For years, the gold standard for navigating the complexities of Irish and UK immigration was a high-priced solicitor. Whether you were applying for a Critical Skills Employment Permit or a General Work Permit, the "safe" choice was to pay a legal expert €3,000 to €5,000 per application to ensure everything was in order. However, in 2026, the rise of specialized immigration technology is fundamentally shifting this landscape. For standard work permits, the question is no longer "do I need a lawyer?" but "is a lawyer actually the most efficient way to manage this?"

The Complexity Myth

Immigration solicitors often charge a premium for "navigating complexity." While this is true for appeals, judicial reviews, or highly irregular residency cases, the vast majority of standard work permits are governed by rigid, predictable logic. In 2026, the Department of Enterprise (DETE) has digitized its application portal, making the process more algorithmic than interpretative.

At Recruitroo, we have found that 95% of permit rejections are not caused by a misunderstanding of the law, but by simple human error: a misspelled company name, an outdated salary threshold, or a missing digital signature. These are not "legal" failures; they are "data" failures. Software is inherently better at catching these errors than a human solicitor manually reviewing a PDF on a Friday afternoon.

Tech vs. Traditional Legal: The Comparison

Cost Predictability

Legal fees are often billable hours or high flat fees. Automation platforms offer fixed per-permit costs that are usually 70% lower than traditional legal retainers.

Processing Speed

A lawyer may take 10 days to "review" a file. An automated platform like Recruitroo validates documents instantly, ensuring the application is submitted the moment the 28-day LMNT ends.

Visibility & Control

Solicitors often act as gatekeepers; you have to call them for an update. Software provides a real-time dashboard where HR teams can see exactly where a permit sits in the queue.

When to Call a Lawyer (and When Not To)

We are not suggesting that immigration solicitors are obsolete. Their expertise is vital for complex litigation or policy negotiation. However, using a senior solicitor to fill out a General Employment Permit application is like hiring a master chef to boil an egg—it is an expensive waste of talent.

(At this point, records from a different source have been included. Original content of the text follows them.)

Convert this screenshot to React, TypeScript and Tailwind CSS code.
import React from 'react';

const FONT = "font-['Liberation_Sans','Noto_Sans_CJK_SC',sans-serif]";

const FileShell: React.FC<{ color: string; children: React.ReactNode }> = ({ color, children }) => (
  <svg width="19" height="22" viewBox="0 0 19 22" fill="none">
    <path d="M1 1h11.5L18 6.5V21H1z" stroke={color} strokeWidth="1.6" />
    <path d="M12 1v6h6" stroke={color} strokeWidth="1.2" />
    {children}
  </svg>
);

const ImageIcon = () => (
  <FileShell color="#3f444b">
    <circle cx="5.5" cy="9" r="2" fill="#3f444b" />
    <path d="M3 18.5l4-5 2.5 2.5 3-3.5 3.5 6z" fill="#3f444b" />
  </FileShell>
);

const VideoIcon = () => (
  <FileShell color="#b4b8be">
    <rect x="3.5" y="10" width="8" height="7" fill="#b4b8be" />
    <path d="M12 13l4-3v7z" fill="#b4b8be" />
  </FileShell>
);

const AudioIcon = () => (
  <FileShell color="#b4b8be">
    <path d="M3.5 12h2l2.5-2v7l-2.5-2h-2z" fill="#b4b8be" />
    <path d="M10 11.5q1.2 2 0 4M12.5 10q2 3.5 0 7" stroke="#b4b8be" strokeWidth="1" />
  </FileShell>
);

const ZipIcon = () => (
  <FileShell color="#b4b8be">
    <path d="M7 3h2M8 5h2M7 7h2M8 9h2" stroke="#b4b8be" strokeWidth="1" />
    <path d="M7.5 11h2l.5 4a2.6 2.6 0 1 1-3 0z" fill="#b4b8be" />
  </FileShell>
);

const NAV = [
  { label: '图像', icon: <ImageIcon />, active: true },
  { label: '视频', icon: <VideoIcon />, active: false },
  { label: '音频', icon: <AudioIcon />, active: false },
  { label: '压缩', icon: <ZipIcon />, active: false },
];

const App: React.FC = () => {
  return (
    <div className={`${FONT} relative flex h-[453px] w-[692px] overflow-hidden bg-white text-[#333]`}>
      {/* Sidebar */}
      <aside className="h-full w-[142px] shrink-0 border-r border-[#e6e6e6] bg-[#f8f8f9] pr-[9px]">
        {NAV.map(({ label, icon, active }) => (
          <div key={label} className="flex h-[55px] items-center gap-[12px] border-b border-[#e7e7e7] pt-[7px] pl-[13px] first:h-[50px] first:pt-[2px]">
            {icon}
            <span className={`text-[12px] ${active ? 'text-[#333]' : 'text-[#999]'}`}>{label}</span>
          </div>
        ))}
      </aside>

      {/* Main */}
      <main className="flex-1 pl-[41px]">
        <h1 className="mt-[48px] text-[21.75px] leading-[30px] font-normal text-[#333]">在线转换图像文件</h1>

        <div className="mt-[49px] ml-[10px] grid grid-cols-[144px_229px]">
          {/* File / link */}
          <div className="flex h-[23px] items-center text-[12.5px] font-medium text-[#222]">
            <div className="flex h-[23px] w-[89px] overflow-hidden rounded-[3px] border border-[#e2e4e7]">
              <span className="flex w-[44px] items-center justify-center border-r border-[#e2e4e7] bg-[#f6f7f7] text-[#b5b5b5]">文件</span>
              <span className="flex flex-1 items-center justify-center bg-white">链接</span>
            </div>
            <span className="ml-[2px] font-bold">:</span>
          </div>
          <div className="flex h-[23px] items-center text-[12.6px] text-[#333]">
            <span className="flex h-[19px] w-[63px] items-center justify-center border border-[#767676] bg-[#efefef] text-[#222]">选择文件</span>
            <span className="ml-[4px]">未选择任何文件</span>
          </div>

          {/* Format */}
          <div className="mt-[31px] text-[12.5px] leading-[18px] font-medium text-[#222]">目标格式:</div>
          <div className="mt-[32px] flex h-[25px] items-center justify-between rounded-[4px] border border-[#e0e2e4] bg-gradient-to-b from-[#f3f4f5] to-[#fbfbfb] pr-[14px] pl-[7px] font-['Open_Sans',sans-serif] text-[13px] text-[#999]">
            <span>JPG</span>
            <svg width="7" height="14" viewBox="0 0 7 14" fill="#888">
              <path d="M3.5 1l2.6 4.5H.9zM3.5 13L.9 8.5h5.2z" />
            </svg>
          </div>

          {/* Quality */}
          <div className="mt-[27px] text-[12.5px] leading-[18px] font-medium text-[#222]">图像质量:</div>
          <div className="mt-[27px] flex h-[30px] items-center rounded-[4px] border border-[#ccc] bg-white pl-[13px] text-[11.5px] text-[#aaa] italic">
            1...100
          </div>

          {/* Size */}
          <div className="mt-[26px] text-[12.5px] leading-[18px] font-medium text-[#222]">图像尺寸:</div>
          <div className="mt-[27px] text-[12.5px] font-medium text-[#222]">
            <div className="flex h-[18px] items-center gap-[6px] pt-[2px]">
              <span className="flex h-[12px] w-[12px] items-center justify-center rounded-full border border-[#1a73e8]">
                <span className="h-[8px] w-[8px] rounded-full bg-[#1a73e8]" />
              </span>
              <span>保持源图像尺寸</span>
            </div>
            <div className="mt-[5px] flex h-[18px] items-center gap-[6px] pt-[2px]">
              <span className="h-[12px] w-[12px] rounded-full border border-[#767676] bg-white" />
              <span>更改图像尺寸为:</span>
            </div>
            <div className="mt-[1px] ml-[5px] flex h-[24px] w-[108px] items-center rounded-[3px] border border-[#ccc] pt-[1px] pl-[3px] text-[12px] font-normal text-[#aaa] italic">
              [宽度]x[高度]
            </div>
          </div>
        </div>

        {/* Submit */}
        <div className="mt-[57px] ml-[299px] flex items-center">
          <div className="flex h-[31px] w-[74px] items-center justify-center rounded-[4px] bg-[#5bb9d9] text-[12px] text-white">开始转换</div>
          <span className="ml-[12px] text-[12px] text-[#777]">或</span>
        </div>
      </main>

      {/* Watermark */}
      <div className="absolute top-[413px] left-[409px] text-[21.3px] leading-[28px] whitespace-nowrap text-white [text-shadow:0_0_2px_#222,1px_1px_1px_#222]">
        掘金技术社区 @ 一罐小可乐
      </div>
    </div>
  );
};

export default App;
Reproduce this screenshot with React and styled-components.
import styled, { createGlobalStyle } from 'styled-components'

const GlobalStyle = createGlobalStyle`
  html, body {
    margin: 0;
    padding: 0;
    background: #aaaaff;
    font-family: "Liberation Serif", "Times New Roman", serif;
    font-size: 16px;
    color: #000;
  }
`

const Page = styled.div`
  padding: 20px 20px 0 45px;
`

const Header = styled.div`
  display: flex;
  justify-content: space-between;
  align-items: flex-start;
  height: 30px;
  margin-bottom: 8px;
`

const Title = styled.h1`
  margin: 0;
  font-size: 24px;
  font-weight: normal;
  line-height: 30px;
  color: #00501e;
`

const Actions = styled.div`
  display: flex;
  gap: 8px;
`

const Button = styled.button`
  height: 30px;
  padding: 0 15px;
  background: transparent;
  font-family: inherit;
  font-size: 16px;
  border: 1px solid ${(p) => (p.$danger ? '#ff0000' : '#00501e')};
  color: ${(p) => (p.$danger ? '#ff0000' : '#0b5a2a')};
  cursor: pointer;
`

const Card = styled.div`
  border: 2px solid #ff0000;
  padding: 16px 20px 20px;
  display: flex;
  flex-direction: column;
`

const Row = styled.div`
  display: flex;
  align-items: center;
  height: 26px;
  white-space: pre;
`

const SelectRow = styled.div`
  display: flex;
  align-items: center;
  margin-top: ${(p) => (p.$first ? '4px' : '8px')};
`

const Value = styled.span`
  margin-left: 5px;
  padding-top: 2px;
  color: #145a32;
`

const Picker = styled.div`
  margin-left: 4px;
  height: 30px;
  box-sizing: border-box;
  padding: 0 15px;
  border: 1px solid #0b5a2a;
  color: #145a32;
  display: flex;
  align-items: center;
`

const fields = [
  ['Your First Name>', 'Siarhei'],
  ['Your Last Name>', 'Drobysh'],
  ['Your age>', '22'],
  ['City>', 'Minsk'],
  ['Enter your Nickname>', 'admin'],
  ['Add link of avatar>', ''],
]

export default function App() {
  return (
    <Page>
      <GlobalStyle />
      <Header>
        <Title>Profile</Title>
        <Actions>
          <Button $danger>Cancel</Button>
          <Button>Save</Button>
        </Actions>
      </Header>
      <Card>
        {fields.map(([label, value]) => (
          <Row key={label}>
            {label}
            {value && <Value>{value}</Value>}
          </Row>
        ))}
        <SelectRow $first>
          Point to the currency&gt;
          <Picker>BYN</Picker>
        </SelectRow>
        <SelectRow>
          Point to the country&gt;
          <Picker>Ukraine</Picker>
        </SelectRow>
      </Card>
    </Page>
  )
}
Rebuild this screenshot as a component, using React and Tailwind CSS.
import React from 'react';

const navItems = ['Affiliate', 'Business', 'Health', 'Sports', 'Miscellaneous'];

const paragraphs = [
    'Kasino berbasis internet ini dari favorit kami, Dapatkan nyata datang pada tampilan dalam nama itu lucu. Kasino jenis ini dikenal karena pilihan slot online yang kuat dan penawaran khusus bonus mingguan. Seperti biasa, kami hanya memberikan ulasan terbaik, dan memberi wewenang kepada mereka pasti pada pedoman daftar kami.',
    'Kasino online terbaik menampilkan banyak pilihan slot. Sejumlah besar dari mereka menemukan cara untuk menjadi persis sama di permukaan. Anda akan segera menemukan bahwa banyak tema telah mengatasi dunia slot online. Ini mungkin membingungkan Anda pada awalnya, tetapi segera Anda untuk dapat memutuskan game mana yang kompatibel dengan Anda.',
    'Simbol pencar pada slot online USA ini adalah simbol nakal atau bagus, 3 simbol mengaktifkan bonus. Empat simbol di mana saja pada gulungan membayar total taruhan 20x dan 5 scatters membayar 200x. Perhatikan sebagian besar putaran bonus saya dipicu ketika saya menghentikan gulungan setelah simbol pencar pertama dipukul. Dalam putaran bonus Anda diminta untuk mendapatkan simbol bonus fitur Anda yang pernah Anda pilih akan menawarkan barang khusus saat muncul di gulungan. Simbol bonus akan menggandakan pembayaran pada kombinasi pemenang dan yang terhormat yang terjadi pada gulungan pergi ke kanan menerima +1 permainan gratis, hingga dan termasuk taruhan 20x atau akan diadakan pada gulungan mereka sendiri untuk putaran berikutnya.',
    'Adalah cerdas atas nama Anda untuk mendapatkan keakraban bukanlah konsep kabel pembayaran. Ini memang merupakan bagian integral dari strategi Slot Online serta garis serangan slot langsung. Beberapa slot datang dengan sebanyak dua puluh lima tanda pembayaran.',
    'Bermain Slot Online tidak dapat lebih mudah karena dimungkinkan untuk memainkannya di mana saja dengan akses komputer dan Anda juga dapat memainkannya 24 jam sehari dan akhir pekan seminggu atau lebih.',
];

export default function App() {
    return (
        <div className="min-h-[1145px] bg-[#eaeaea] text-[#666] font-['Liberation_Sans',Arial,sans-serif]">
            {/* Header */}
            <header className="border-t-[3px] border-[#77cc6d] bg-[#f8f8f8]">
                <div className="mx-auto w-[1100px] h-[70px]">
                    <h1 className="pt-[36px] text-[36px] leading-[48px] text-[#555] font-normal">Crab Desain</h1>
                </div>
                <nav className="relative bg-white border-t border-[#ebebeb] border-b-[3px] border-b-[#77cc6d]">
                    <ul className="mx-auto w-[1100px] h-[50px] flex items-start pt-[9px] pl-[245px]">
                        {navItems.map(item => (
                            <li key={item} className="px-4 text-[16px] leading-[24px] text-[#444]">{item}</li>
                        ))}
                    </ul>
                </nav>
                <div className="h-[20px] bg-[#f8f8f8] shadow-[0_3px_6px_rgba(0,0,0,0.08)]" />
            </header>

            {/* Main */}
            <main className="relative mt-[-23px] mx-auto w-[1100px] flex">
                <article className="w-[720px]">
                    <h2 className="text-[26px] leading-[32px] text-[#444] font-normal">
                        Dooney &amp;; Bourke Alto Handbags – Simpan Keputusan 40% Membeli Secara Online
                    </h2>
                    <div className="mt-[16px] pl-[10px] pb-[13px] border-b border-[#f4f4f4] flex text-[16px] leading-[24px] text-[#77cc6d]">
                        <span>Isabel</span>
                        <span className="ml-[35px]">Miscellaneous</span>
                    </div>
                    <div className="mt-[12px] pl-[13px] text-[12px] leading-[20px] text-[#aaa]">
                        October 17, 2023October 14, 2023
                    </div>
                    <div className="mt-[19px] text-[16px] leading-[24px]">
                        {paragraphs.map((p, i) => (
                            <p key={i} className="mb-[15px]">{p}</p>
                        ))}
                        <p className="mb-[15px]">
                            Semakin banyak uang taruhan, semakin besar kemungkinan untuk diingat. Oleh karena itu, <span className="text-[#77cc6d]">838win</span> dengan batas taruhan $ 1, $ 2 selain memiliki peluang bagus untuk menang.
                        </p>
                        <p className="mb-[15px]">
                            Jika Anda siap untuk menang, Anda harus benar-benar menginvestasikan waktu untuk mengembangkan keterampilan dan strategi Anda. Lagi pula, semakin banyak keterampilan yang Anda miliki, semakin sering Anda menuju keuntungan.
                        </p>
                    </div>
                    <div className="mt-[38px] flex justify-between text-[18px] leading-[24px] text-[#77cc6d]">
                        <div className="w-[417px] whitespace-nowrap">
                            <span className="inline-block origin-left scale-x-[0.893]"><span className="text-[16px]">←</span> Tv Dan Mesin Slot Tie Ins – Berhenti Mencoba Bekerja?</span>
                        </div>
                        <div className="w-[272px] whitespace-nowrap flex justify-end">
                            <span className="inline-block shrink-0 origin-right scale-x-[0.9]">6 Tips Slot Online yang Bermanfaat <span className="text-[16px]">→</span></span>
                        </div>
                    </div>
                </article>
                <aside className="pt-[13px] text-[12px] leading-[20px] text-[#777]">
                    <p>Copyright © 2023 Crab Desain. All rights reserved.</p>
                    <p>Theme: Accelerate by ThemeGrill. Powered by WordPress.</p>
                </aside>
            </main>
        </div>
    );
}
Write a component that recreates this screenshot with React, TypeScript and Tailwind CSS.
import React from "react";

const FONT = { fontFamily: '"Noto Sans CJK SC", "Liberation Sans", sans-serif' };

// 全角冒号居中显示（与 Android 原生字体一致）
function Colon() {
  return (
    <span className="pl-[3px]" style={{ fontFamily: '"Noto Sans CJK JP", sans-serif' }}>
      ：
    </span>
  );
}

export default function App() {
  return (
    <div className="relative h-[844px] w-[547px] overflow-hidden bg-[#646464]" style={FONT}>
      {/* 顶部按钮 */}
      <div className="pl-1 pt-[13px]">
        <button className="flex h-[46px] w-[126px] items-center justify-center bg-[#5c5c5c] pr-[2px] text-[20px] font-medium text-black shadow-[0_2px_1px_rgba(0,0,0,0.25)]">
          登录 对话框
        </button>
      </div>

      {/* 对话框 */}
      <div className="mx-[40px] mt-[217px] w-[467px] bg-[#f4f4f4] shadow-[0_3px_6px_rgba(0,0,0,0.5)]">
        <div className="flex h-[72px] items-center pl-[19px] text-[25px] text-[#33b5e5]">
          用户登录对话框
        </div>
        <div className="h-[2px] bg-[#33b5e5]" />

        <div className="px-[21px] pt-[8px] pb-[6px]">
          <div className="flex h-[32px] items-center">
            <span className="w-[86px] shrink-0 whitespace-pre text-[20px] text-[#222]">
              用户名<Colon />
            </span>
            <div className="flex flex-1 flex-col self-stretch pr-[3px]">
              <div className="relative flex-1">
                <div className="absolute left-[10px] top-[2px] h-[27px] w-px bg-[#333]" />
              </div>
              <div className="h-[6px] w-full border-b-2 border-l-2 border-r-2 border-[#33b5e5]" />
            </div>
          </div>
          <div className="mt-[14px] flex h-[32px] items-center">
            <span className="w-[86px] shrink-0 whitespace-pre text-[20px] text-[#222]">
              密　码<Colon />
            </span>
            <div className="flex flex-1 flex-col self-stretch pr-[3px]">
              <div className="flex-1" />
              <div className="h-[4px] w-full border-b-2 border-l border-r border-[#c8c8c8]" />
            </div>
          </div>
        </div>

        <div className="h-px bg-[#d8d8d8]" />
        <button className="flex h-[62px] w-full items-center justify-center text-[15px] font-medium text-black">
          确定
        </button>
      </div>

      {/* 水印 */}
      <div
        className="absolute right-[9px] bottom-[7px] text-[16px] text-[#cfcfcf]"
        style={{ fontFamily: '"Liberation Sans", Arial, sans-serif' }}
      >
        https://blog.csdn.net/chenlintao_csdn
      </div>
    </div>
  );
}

Modern software platforms are designed to handle the "procedural" work. By building the March 2026 salary thresholds and the latest SOC code definitions directly into the code, platforms like Recruitroo ensure that you cannot even submit an application that is destined for failure. This "compliance by design" approach reduces risk more effectively than a manual legal review.

The 2026 ROI Check: "By switching from a specialist law firm to Recruitroo's automated compliance platform, one of our clients saved €22,000 in legal fees across 10 hires, while simultaneously reducing their average permit processing time by 14 days."

The End of the "Billable Hour"

The billable hour model of traditional law firms does not align with the needs of a fast-scaling 2026 business. If a permit is delayed, the lawyer still gets paid for the time they spend chasing the Department. In a platform model, the incentive is to have zero delays. The software is built to be "right first time" because its value is measured by the speed of the outcome, not the hours spent on the process.

As we look toward the future, the integration of AI and real-time DETE data will only widen the gap between automation and manual legal work. HR teams that embrace these tools will find themselves with more budget, fewer compliance headaches, and a much faster talent pipeline.